A Janesville man who said he came to Madison to watch civil unrest on State Street because he was bored at home pleaded guilty Tuesday to possessing a gun after a felony conviction.

Kyle C. Olson, 29, was arrested on May 31, the second night of several in which peaceful protests against police brutality were followed by vandalism and looting Downtown and in other areas of Madison.

Kyle Olson

Olson

“I drove up here from Janesville to watch the riots because I seen it on Facebook and I was quarantining for a couple months at that time, so I was getting kind of bored sitting at my house,” Olson told U.S. District Judge William Conley during a hearing Tuesday.

Olson appeared from the Dane County Jail during a hearing held by video conference.

Olson said he drove Downtown, parked his car, took his gun out of the trunk and was immediately arrested by police.

Assistant U.S. Attorney Corey Stephan said Olson parked his car in the 200 block of West Gilman Street, walked behind a building, then returned to his car, opened the trunk and took out a black handgun, which he put into the back waistband of his pants, covering it with his shirt.
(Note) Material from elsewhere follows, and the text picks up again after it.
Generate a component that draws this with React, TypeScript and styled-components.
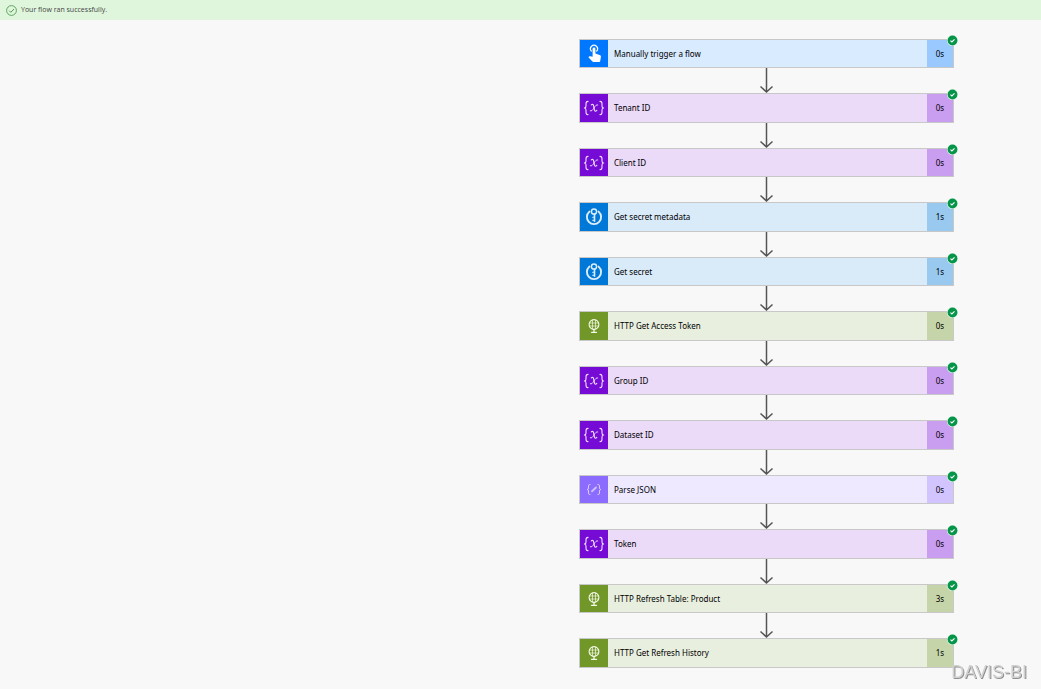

Police nearby who saw the gun stopped Olson at gunpoint and took the gun from his waistband. It was a fully loaded .45-caliber handgun with a round in the chamber, Stephan said.

According to court documents, Olson told police he bought the gun for $250 from someone he knew, and that he lives a “boring life” and wanted to come and watch the unrest in person as a “movie.” He said he carried the gun for protection.

Olson has prior felony convictions that include fourth-offense drunken driving and taking and driving a vehicle without consent.

The gun possession conviction carries a maximum 10-year prison sentence, though under federal sentencing guidelines Olson likely would not get a sentence approaching that.

The outcome of the case, however, is conditioned on a decision to be made later on a motion filed in July by Olson’s attorney, federal defender Joseph Bugni, seeking to suppress any evidence taken by police after police converged on Olson. Bugni argues police did not know until after they arrested Olson that he was not allowed to possess a firearm, so they did not have probable cause to arrest him.

That issue will be decided after a hearing set for Feb. 3. Olson’s sentencing hearing is scheduled for Feb. 26.